L’État hébreu a également construit une barrière composée par endroits de larges sections bétonnées pour séparer son sol de la Cisjordanie, un autre territoire palestinien occupé depuis 1967 par l’armée israélienne. Un autre mur, cette fois en acier, a été construit par Israël sur sa frontière avec l’Égypte. Ce qui avait fait dire au général Eran Ofir qui a dirigé la construction que le mur autour de Gaza était «l’un des projets les plus complexes jamais réalisés» pour la défense du pays.
Mais visiblement, tout cet harnachement défensif n’a pas suffi à empêcher un franchissement de la frontière. «Les dirigeants du pays croyaient avoir trouvé la solution en créant une frontière hermétique grâce à un mur et des grillages barbelés. Mais ils découvrent que c’était en réalité une ligne Maginot…», a notamment expliqué le directeur de la revue de géopolitique The National Interest Jacob Heilbrunn dans L’Express.

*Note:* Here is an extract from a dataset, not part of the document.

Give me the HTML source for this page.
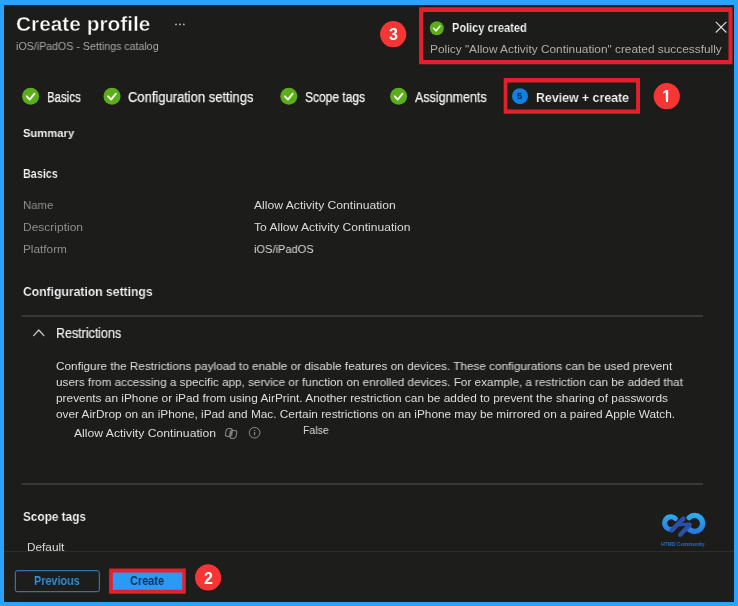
<!DOCTYPE html>
<html lang="en">
<head>
<meta charset="utf-8">
<title>Create profile</title>
<style>
html,body{margin:0;padding:0;}
body{width:738px;height:606px;overflow:hidden;background:#2ba3fb;font-family:"Liberation Sans", sans-serif;position:relative;}
#panel{position:absolute;left:4px;top:5px;width:730px;height:596.5px;background:#1c1d1b;}
#footer{position:absolute;left:4px;top:551px;width:730px;height:50.5px;background:#1d1e1c;border-top:1px solid #2e2d2a;box-sizing:border-box;}
.t{will-change:transform;position:absolute;white-space:nowrap;line-height:0;transform-origin:0 0;}
svg{position:absolute;left:0;top:0;}
</style>
</head>
<body>
<div id="panel"></div>
<div id="footer"></div>
<svg width="738" height="606" viewBox="0 0 738 606">
<rect x="21.7" y="315.35" width="681.5" height="1.3" fill="#4b4b49"/>
<rect x="21.7" y="483.35" width="681.5" height="1.3" fill="#4b4b49"/>
<rect x="112" y="572" width="71" height="18.4" fill="#2a9af5"/>
<path fill-rule="evenodd" fill="#e3202b" d="M109.1 568.6H185.8V593.8H109.1Z M112.8 572.5H182.3V589.8H112.8Z"/>
<path fill-rule="evenodd" fill="#e3202b" d="M419.1 7.3H732.5V64.3H419.1Z M423.3 11.9H728.5V60.0H423.3Z"/>
<path fill-rule="evenodd" fill="#e3202b" d="M503.7 78.1H640.0V113.8H503.7Z M507.4 82.4H636.1V109.6H507.4Z"/>
<rect x="15.3" y="570.7" width="84" height="21" rx="2" fill="none" stroke="#3f86c4" stroke-width="1"/>
<circle cx="393.2" cy="34.2" r="13.1" fill="#f83535"/>
<circle cx="666.8" cy="96.2" r="13.1" fill="#f83535"/>
<circle cx="208.1" cy="577.4" r="13.1" fill="#f83535"/>
<circle cx="30.6" cy="96.3" r="8.5" fill="#5bae1a"/><path d="M26.69 96.40 L29.72 99.52 L34.51 93.66" fill="none" stroke="#f4ffe8" stroke-width="1.95" stroke-linecap="round" stroke-linejoin="round"/>
<circle cx="112.0" cy="96.3" r="8.5" fill="#5bae1a"/><path d="M108.09 96.40 L111.12 99.52 L115.91 93.66" fill="none" stroke="#f4ffe8" stroke-width="1.95" stroke-linecap="round" stroke-linejoin="round"/>
<circle cx="288.8" cy="96.3" r="8.5" fill="#5bae1a"/><path d="M284.89 96.40 L287.92 99.52 L292.71 93.66" fill="none" stroke="#f4ffe8" stroke-width="1.95" stroke-linecap="round" stroke-linejoin="round"/>
<circle cx="398.6" cy="96.3" r="8.5" fill="#5bae1a"/><path d="M394.69 96.40 L397.72 99.52 L402.51 93.66" fill="none" stroke="#f4ffe8" stroke-width="1.95" stroke-linecap="round" stroke-linejoin="round"/>
<circle cx="436.8" cy="28.2" r="7.0" fill="#5bae1a"/><path d="M433.58 28.28 L436.08 30.86 L440.02 26.03" fill="none" stroke="#f4ffe8" stroke-width="1.61" stroke-linecap="round" stroke-linejoin="round"/>
<circle cx="520.0" cy="96.2" r="8.0" fill="#1280dd"/>
<path d="M715.8 21.9 L726.4 32.5 M726.4 21.9 L715.8 32.5" stroke="#d8d8d8" stroke-width="1.2" fill="none"/>
<circle cx="176.0" cy="24.4" r="0.95" fill="#b4b4b4"/>
<circle cx="179.9" cy="24.4" r="0.95" fill="#b4b4b4"/>
<circle cx="183.8" cy="24.4" r="0.95" fill="#b4b4b4"/>
<path d="M33.7 335.7 L38.8 330.0 L43.9 335.7" stroke="#d0d0d0" stroke-width="1.2" fill="none" stroke-linecap="round" stroke-linejoin="round"/>
<circle cx="254.6" cy="432.7" r="5.3" fill="none" stroke="#8e8e8e" stroke-width="1"/>
<path d="M254.6 432.0 L254.6 435.3" stroke="#8e8e8e" stroke-width="1.1"/><circle cx="254.6" cy="430.4" r="0.65" fill="#8e8e8e"/>
<g transform="translate(231.1 433.4) skewX(-10) translate(-231.1 -433.4)" fill="none" stroke="#868686" stroke-width="1.05"><rect x="229.2" y="430.2" width="3.6" height="6.2" fill="#555553" stroke="none"/><rect x="225.6" y="428.4" width="6.0" height="8.0" rx="2.3"/><rect x="230.4" y="430.4" width="6.2" height="8.0" rx="2.3"/></g>
<g>
<defs>
<linearGradient id="lg1" gradientUnits="userSpaceOnUse" x1="0" y1="513" x2="0" y2="534"><stop offset="0" stop-color="#2eb0f0"/><stop offset="1" stop-color="#2a74dc"/></linearGradient>
</defs>
<path d="M675.4 518.6 A6.3 6.3 0 1 0 672.4 529.2" fill="none" stroke="url(#lg1)" stroke-width="5.0" stroke-linecap="round"/>
<path d="M689.2 517.6 A8.0 8.0 0 1 1 689.6 529.6" fill="none" stroke="url(#lg1)" stroke-width="5.4" stroke-linecap="round"/>
<path d="M671.6 530.4 L683.4 518.6" fill="none" stroke="#2b50a6" stroke-width="4.4" stroke-linecap="round"/>
<path d="M680.2 534.8 L689.6 525.0" fill="none" stroke="#2b50a6" stroke-width="4.4" stroke-linecap="round"/>
<path d="M679.6 524.6 L690.0 524.2" fill="none" stroke="#2b50a6" stroke-width="3.2" stroke-linecap="round"/>
</g>
</svg>
<span class="t" style="left:15.90px;top:24.00px;font-size:20.8px;font-weight:700;color:#ffffff;-webkit-text-stroke:0.45px #1c1d1b;transform:scaleX(1.0023)">Create profile</span>
<span class="t" style="left:15.90px;top:45.60px;font-size:10.8px;font-weight:400;color:#a9a9a9;transform:scaleX(0.9860)">iOS/iPadOS - Settings catalog</span>
<span class="t" style="left:451.80px;top:28.40px;font-size:12.6px;font-weight:700;color:#ffffff;-webkit-text-stroke:0.2px #1c1d1b;transform:scaleX(0.8748)">Policy created</span>
<span class="t" style="left:429.50px;top:49.00px;font-size:11.6px;font-weight:400;color:#adadad;transform:scaleX(1.0225)">Policy "Allow Activity Continuation" created successfully</span>
<span class="t" style="left:46.78px;top:96.90px;font-size:14.0px;font-weight:400;color:#f2f2f2;-webkit-text-stroke:0.25px #f2f2f2;transform:scaleX(0.8177)">Basics</span>
<span class="t" style="left:128.40px;top:96.90px;font-size:14.0px;font-weight:400;color:#f2f2f2;-webkit-text-stroke:0.25px #f2f2f2;transform:scaleX(0.9261)">Configuration settings</span>
<span class="t" style="left:305.40px;top:96.90px;font-size:14.0px;font-weight:400;color:#f2f2f2;-webkit-text-stroke:0.25px #f2f2f2;transform:scaleX(0.8580)">Scope tags</span>
<span class="t" style="left:415.40px;top:96.90px;font-size:14.0px;font-weight:400;color:#f2f2f2;-webkit-text-stroke:0.25px #f2f2f2;transform:scaleX(0.8934)">Assignments</span>
<span class="t" style="left:536.20px;top:97.90px;font-size:13.6px;font-weight:700;color:#ffffff;-webkit-text-stroke:0.2px #1c1d1b;transform:scaleX(0.9082)">Review + create</span>
<span class="t" style="left:22.50px;top:133.30px;font-size:11.8px;font-weight:700;color:#ffffff;-webkit-text-stroke:0.12px #1c1d1b;transform:scaleX(0.9519)">Summary</span>
<span class="t" style="left:22.90px;top:173.60px;font-size:13.3px;font-weight:700;color:#ffffff;-webkit-text-stroke:0.2px #1c1d1b;transform:scaleX(0.8121)">Basics</span>
<span class="t" style="left:22.70px;top:205.00px;font-size:11.8px;font-weight:400;color:#8e8e8e;transform:scaleX(0.9622)">Name</span>
<span class="t" style="left:22.70px;top:227.00px;font-size:11.8px;font-weight:400;color:#8e8e8e;transform:scaleX(1.0163)">Description</span>
<span class="t" style="left:22.70px;top:249.00px;font-size:11.8px;font-weight:400;color:#8e8e8e;transform:scaleX(0.9956)">Platform</span>
<span class="t" style="left:254.00px;top:205.00px;font-size:11.8px;font-weight:400;color:#dadada;transform:scaleX(1.0298)">Allow Activity Continuation</span>
<span class="t" style="left:254.00px;top:227.00px;font-size:11.8px;font-weight:400;color:#dadada;transform:scaleX(1.0233)">To Allow Activity Continuation</span>
<span class="t" style="left:254.00px;top:249.00px;font-size:11.8px;font-weight:400;color:#dadada;transform:scaleX(0.9383)">iOS/iPadOS</span>
<span class="t" style="left:22.90px;top:292.00px;font-size:13.3px;font-weight:700;color:#ffffff;-webkit-text-stroke:0.2px #1c1d1b;transform:scaleX(0.9135)">Configuration settings</span>
<span class="t" style="left:55.60px;top:334.00px;font-size:13.8px;font-weight:400;color:#f0f0f0;-webkit-text-stroke:0.2px #f0f0f0;transform:scaleX(0.9035)">Restrictions</span>
<span class="t" style="left:56.10px;top:366.00px;font-size:11.8px;font-weight:400;color:#dedede;transform:scaleX(0.9967)">Configure the Restrictions payload to enable or disable features on devices. These configurations can be used prevent</span>
<span class="t" style="left:56.10px;top:382.20px;font-size:11.8px;font-weight:400;color:#dedede;transform:scaleX(0.9928)">users from accessing a specific app, service or function on enrolled devices. For example, a restriction can be added that</span>
<span class="t" style="left:56.10px;top:398.40px;font-size:11.8px;font-weight:400;color:#dedede;transform:scaleX(1.0057)">prevents an iPhone or iPad from using AirPrint. Another restriction can be added to prevent the sharing of passwords</span>
<span class="t" style="left:56.10px;top:414.30px;font-size:11.8px;font-weight:400;color:#dedede;transform:scaleX(1.0008)">over AirDrop on an iPhone, iPad and Mac. Certain restrictions on an iPhone may be mirrored on a paired Apple Watch.</span>
<span class="t" style="left:73.70px;top:433.40px;font-size:11.8px;font-weight:400;color:#dedede;transform:scaleX(1.0313)">Allow Activity Continuation</span>
<span class="t" style="left:303.30px;top:430.40px;font-size:11.5px;font-weight:400;color:#d8d8d8;transform:scaleX(0.9125)">False</span>
<span class="t" style="left:22.90px;top:517.10px;font-size:13.3px;font-weight:700;color:#ffffff;-webkit-text-stroke:0.2px #1c1d1b;transform:scaleX(0.8874)">Scope tags</span>
<span class="t" style="left:27.40px;top:546.70px;font-size:11.8px;font-weight:400;color:#dadada;transform:scaleX(0.9947)">Default</span>
<span class="t" style="left:34.40px;top:581.40px;font-size:12.3px;font-weight:700;color:#3596e6;-webkit-text-stroke:0.15px #1c1d1b;transform:scaleX(0.8809)">Previous</span>
<span class="t" style="left:129.60px;top:581.40px;font-size:12.5px;font-weight:700;color:#0d2440;-webkit-text-stroke:0.15px #2a9af5;transform:scaleX(0.8753)">Create</span>
<span class="t" style="left:661.00px;top:543.80px;font-size:5.8px;font-weight:700;color:#2a6cc2;transform:scaleX(0.8665)">HTMD Community</span>
<span class="t" style="left:388.70px;top:35.20px;font-size:16px;font-weight:700;color:#ffffff">3</span>
<span class="t" style="left:662.10px;top:96.20px;font-size:16.5px;font-weight:700;color:#ffffff">1</span>
<span class="t" style="left:203.60px;top:578.90px;font-size:16px;font-weight:700;color:#ffffff">2</span>
<span class="t" style="left:516.80px;top:95.70px;font-size:9.6px;font-weight:700;color:#0b2a63">5</span>
<svg width="738" height="606" viewBox="0 0 738 606" style="pointer-events:none">
<rect x="662.4" y="99.6" width="3.6" height="3" fill="#f83535"/>
<rect x="668" y="99.6" width="3.4" height="3" fill="#f83535"/>
</svg>
</body>
</html>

Avec des armes peu sophistiquées, les combattants du Hamas ont réussi à franchir le mur. «Ils ont d’abord neutralisé les caméras et les dispositifs de surveillance pour rendre aveugle et sourd l’État-major israélien, puis ils se sont emparés des points de contrôle et sont passés par des points de passages latéraux créés par Tsahal pour lui permettre de mener des incursions dans Gaza», explique aussi Pierre Razoux. «Le Hamas a aussi creusé de nouveaux tunnels, en forme de petits boyaux de plusieurs centaines de mètres voire kilomètres, suffisants pour permettre à un groupe de combat de franchir la frontière».
En parallèle, la défense israélienne a été mise à mal par le nombre de roquettes tirées par le Hamas, saturant le «Dôme de fer», système développé en 2006 pour protéger le ciel des tirs venus de Gaza. Celui-ci permet d’abattre en vol des engins d’une portée allant jusqu’à 70 km, de jour comme de nuit, quelles que soient les conditions météorologiques, par temps de pluie, de nuages bas ou de brouillard. Et s’il obtient un taux de réussite de 90%, selon son constructeur, il n’a pu donc stopper les milliers de roquettes envoyées ce week-end contre Israël.
Malgré la défense de fer de l’Etat hébreu, Israël a donc été surpris, laissant le temps aux terroristes du Hamas d’emporter une centaine d’otages israéliens. «Nous sommes devenus trop dépendants de la très sophistiquée barrière souterraine, trop dépendant de la technologie. Nous nous sommes convaincus que cela dissuadait et effrayait le Hamas», a aussi rapporté un officier de réserve dans les colonnes du quotidien israélien Haaretz.
*Pierre Razoux est l’auteur de Tsahal : Nouvelle histoire de l’armée israélienne, aux éditions Perrin.